FINANCIAL RESULTS, PERFORMANCE AND FUTURE OUTLOOK
The company has maintained a flat revenue for the year under review. There has been a marginal rise in volume sales. However, reclaim rubber prices have reduced. Your company’s exports for the year have marginally increased compared with the previous year, which has been one of the highlight in an otherwise mixed year. The macro environment, specifically your company’s key customer segments has witnessed an improvement in the year under review. The major change in the tax system in the country has helped your company in tapping a growing opportunity in segments where we didn’t sell before. This improves potential of growing domestic volume in the years to come. Margins have dropped significantly on account of shift in sales to the domestic customers, a strong Rupee for most part of the year, changes in import policy around rubber raw materials. While input prices are linked closely to crude oil prices, a surge in oil prices towards the end of the year has also contributed in material prices moving up.
The Company has implemented several initiatives aimed at reducing manpower dependence, energy sourcing from IPP’s, increased level of automation and alternate process to strengthen its commitment to a zero discharge manufacturing plant.
Your Company has realised tax benefits u/s 35(2AB) of Income Tax Act on account of renewal of approval received from Department of Scientific & Industrial Research, Ministry of Science & Technology (DSIR) Government of India, New Delhi.
AWARDS & ACCOLADES
The year under review saw GRP win accolades among its peers. GRP was again the recipient of the AIRIA award for Top Export in raw material sector, for its export performance. This award was in the entire raw material category signifying GRP’s standing among peers in Carbon Black, Synthetic Rubber, Rubber Process Oil industries too, while your company continues to be in a commanding position in the reclaim rubber industry.
SUBSIDIARIES
Salient features of the financial statements of its Wholly-owned Subsidiary company viz. Grip Polymers Limited, subsidiary body corporate of Grip Polymers Ltd., viz. Gripsurya Recycling LLP and joint venture company viz. Marangoni GRP Pvt. Ltd., in form AOC-1 are attached herewith. (Annexure 1).
DIRECTORS
Shri Saurabh Shah, who was appointed as an Additional Independent Director on 12th September, 2017, holds the said office till the date of the conclusion of the ensuing 44th Annual General Meeting. A notice has been received from a member proposing his candidature for his reappointment as an Independent Director.
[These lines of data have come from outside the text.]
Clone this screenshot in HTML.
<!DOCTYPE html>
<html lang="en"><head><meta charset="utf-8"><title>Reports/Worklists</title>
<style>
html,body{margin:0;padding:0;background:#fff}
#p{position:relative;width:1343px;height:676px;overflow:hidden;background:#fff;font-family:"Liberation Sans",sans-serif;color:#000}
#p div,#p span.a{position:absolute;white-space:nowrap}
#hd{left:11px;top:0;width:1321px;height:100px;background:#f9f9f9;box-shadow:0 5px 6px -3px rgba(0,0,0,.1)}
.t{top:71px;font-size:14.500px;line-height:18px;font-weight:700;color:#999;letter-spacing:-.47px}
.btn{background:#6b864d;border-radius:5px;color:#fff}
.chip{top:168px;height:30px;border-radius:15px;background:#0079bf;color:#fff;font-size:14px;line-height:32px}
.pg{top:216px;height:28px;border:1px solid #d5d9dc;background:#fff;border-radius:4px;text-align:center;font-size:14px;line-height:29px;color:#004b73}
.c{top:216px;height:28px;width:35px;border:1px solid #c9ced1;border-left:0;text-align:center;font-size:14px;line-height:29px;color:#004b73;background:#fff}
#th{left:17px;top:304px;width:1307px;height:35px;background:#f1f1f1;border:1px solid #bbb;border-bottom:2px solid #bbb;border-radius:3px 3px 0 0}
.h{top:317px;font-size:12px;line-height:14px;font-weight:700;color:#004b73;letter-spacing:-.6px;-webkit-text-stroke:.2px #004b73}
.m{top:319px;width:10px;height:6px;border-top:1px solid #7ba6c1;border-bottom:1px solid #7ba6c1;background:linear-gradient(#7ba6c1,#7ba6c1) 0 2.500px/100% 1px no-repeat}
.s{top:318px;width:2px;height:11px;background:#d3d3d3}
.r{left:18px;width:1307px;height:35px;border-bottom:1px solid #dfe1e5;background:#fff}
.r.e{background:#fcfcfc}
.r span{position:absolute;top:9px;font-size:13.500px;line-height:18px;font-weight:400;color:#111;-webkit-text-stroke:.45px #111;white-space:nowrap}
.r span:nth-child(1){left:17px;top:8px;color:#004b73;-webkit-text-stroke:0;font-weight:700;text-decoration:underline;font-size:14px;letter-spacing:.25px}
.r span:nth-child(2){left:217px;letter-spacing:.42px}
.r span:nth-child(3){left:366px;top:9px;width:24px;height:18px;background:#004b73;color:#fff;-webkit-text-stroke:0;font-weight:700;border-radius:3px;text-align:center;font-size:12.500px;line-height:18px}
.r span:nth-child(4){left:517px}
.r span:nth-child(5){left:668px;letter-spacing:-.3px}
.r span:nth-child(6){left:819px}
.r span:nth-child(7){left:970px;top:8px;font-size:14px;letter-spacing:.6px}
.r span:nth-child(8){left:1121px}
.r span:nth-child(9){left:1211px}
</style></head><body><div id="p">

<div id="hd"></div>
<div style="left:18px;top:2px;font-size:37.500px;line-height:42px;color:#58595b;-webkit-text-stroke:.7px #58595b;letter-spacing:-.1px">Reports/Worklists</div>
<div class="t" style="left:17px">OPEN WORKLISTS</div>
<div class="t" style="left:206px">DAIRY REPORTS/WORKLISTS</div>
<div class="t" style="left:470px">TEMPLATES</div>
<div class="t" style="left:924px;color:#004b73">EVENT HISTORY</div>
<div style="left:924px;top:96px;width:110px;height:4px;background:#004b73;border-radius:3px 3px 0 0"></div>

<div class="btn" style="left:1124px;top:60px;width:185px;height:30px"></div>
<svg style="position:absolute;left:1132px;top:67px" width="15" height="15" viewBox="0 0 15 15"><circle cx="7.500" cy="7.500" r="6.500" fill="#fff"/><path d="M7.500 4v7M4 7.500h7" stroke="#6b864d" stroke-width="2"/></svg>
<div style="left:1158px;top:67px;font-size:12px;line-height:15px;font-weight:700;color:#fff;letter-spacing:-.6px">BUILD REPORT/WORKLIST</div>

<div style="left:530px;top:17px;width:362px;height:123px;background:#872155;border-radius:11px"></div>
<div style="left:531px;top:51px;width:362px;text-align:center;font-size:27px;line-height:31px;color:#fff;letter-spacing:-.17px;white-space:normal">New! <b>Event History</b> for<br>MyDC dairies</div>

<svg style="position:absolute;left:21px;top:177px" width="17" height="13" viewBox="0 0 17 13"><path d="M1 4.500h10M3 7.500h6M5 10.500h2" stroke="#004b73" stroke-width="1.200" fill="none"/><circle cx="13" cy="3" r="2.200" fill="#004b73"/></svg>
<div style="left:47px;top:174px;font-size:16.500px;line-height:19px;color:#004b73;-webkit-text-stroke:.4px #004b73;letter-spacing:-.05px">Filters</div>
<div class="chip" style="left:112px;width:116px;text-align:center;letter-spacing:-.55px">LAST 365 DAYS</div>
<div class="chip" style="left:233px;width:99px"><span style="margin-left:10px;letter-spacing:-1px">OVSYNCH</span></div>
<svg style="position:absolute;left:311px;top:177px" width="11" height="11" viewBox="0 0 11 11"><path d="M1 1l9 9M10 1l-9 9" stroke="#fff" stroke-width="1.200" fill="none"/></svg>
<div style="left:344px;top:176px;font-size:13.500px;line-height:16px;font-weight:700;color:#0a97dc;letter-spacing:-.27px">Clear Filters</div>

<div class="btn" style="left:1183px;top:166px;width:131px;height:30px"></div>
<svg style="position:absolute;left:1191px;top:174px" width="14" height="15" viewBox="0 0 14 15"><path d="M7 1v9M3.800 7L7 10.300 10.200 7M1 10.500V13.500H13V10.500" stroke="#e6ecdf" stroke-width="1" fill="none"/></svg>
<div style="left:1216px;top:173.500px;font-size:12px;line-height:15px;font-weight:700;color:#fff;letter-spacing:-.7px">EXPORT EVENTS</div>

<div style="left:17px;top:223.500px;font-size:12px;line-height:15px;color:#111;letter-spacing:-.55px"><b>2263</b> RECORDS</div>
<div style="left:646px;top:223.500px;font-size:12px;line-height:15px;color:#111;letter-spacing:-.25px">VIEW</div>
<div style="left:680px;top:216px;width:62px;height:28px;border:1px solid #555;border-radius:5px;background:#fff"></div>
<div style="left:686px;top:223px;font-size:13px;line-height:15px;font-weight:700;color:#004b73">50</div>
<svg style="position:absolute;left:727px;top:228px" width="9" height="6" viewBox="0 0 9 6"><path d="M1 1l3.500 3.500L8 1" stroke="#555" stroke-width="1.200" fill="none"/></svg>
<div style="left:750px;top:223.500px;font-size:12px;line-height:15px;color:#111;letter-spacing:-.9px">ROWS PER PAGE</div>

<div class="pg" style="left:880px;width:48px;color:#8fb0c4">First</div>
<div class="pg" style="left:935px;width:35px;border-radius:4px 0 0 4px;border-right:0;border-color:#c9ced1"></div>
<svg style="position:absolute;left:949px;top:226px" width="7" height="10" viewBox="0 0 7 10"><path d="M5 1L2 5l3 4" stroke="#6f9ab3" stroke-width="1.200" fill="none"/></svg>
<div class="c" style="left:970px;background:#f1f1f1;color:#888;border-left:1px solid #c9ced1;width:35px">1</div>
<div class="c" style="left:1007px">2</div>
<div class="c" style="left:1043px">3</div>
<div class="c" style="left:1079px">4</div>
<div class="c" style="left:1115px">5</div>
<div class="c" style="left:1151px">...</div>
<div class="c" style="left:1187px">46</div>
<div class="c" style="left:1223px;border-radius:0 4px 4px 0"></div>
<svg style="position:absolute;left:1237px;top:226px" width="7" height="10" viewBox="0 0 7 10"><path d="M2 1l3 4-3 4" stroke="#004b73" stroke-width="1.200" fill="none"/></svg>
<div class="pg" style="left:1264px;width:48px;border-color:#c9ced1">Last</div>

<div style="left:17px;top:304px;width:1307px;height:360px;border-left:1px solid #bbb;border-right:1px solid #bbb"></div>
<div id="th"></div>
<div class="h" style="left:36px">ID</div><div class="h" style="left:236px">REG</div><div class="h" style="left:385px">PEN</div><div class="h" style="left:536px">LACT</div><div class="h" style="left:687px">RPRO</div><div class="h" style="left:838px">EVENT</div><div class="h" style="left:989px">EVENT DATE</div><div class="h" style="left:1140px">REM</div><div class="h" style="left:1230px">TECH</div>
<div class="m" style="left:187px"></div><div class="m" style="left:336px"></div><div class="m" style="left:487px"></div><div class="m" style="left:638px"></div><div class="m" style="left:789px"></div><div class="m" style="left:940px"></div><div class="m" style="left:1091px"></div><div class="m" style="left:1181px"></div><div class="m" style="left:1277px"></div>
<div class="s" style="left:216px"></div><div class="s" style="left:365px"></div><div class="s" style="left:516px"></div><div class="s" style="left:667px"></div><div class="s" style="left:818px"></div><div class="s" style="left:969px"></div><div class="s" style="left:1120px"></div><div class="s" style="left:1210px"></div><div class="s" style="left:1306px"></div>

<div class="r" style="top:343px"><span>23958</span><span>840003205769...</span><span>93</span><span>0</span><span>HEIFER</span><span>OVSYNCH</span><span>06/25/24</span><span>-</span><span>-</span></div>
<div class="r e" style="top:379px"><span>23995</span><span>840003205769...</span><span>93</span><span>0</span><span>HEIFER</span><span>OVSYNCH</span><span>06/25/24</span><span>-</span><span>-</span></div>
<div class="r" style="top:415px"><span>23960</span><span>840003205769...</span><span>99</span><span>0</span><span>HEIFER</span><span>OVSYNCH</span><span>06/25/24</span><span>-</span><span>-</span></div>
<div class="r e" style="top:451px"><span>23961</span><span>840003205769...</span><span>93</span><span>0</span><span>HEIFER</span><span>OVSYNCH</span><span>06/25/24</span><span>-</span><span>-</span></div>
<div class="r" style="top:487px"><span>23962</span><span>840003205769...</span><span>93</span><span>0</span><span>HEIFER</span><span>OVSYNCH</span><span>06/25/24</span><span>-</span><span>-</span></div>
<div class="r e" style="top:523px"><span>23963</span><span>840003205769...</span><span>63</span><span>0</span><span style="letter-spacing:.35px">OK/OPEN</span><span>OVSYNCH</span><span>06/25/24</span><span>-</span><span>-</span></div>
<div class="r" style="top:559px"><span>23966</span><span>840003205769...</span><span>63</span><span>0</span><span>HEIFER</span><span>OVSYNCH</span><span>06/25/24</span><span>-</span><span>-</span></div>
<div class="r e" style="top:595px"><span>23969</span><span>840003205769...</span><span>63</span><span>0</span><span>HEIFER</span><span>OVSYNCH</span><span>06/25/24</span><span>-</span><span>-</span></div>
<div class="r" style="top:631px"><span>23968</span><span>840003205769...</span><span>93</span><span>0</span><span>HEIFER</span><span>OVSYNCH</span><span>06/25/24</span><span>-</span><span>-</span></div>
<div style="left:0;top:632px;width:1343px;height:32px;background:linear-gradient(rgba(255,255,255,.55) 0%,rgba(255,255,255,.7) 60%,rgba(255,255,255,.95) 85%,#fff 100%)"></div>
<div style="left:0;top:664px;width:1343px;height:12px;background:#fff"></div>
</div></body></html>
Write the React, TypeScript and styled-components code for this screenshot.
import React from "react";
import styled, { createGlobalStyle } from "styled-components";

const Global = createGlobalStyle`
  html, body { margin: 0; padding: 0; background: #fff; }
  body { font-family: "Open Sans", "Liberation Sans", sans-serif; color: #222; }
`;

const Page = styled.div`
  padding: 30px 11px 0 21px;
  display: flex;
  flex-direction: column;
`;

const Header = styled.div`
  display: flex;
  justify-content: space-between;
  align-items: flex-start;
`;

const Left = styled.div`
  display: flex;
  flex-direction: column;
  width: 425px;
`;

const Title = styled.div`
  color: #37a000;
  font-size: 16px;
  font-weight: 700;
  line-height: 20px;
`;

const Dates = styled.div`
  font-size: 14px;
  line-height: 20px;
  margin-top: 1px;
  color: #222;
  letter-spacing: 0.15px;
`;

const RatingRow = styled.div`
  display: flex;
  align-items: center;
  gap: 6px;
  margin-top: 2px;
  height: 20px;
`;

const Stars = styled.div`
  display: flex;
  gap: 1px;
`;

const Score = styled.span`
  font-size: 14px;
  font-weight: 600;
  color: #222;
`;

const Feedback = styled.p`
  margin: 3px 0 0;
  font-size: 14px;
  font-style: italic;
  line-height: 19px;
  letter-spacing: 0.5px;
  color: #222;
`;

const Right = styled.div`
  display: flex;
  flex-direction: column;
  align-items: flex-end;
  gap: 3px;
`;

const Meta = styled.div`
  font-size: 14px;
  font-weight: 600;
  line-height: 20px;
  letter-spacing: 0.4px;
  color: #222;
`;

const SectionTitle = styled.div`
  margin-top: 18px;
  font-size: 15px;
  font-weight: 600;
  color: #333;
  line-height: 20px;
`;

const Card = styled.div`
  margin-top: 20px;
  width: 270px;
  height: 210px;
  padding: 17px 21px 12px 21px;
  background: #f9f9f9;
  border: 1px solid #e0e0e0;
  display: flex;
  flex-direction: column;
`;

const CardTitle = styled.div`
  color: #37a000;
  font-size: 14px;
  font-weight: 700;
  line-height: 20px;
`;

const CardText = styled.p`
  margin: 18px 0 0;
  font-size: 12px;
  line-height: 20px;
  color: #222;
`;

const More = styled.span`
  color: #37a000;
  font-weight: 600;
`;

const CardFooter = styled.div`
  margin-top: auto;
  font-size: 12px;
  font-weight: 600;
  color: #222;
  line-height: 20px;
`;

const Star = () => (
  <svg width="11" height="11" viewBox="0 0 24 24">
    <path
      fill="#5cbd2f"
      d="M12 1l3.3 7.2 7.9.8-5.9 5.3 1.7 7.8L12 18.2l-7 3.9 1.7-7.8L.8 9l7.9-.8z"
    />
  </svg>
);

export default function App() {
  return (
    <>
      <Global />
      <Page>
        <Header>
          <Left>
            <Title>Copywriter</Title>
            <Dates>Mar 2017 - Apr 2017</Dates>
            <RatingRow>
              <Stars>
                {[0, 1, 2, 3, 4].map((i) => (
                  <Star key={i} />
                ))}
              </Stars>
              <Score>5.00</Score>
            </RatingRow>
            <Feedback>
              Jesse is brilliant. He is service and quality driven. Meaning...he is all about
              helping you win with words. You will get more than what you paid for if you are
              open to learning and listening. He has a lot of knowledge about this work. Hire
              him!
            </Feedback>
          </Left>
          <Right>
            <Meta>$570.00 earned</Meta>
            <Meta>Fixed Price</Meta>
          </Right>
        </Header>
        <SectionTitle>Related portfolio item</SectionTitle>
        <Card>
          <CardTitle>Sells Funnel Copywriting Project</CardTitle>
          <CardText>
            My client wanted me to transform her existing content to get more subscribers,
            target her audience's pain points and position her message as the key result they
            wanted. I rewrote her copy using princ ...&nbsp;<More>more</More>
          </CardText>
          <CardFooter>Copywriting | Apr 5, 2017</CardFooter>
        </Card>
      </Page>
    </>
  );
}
Apurva R. Shah has resigned as Director of the company w.e.f. 13th September, 2017. The Board places on record its appreciation and gratitude for the valuable services rendered by him during his tenure as Director of the company.
In accordance with the provisions of the Companies Act, 2013, Harsh R. Gandhi, retire by rotation at the ensuing 44th Annual General Meeting and being eligible offers himself for reappointment.
All the Independent Directors have submitted their declarations to the Board to the effect that they meet the required criteria of independence as mentioned in the provisions of Section 149(6) of the Companies Act, 2013.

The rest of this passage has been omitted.